Eligible nominees will be presented to the Board of Directors and the
Governing Committee by the Membership Committee. Honorary membership will
be approved by a majority vote of the current Board of Directors.
II. AWARD OF HONOR
Section A. Criteria for the Award of Honor. Before being considered
for the Award of Honor the person must meet the following criteria:
1. Strongest consideration should be given to an individual who is
or has been active in the field of aquatic plant management during his or
her career.
2. The individual does not necessarily have to be a member of the
Society.
Section B. The Award of Honor should not be considered a retiree
award, nor should it be considered an annual award.

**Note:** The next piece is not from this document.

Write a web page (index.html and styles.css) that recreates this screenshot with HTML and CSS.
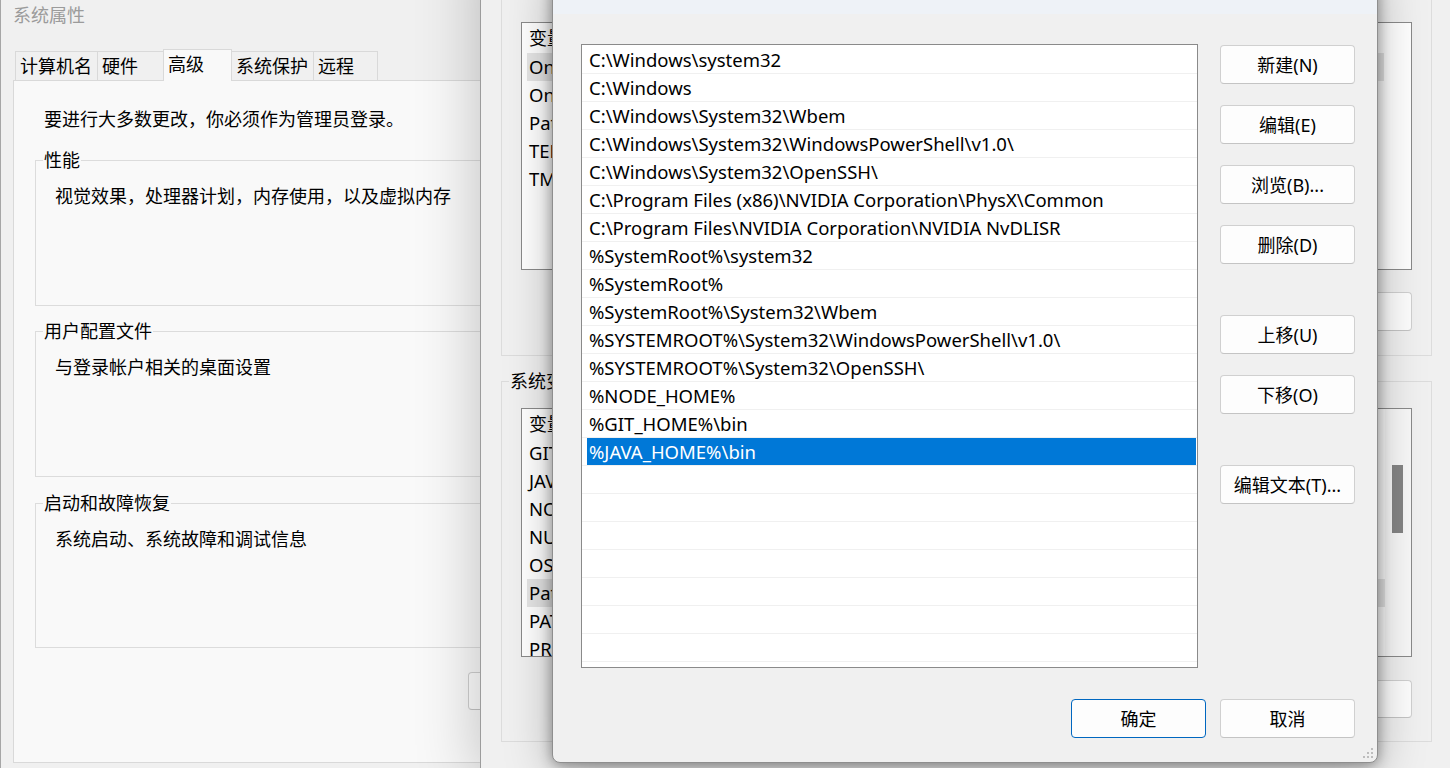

Section C. Selection of nominees for the Award of Honor. The Board
of Directors will accept nominations from the members of the Society in
the form of a petition to the Board of Directors with a written statement
of the nominee’s demonstrated service. The petition must be signed by ten
(10) members of the Society of which no more than four may be officers or
Board of Directors of the Society. Selection of an individual to receive
the Award of Honor will be by unanimous secret ballot of the Board of
Directors. Nominations and deliberations will be secret. Nomination
petitions of unsuccessful nominees may be resubmitted during the tenure of
the next President of the Society. Presentation of the Award will be made
at the annual meeting of the Society or at a gathering of several members
at such time and place that does not diminish the value and dignity of the
Award.
ARTICLE XVIII
AMENDMENTS
These Bylaws may be amended by three-fourths vote of the members present
at any annual meeting, provided that notice of the proposed amendment has
been given in writing to the Secretary-Treasurer transmitted by him to the
members thirty days before the annual meeting and that notice of the time
of said amendments to be voted on has been announced at least twelve hours
in advance.
ARTICLE XVIV
DISSOLUTION
The Society shall have perpetual existence, but if dissolved, its assets
shall be donated to a non-profit organization for research on aquatic
vegetation, which will be selected by the last Board of Directors.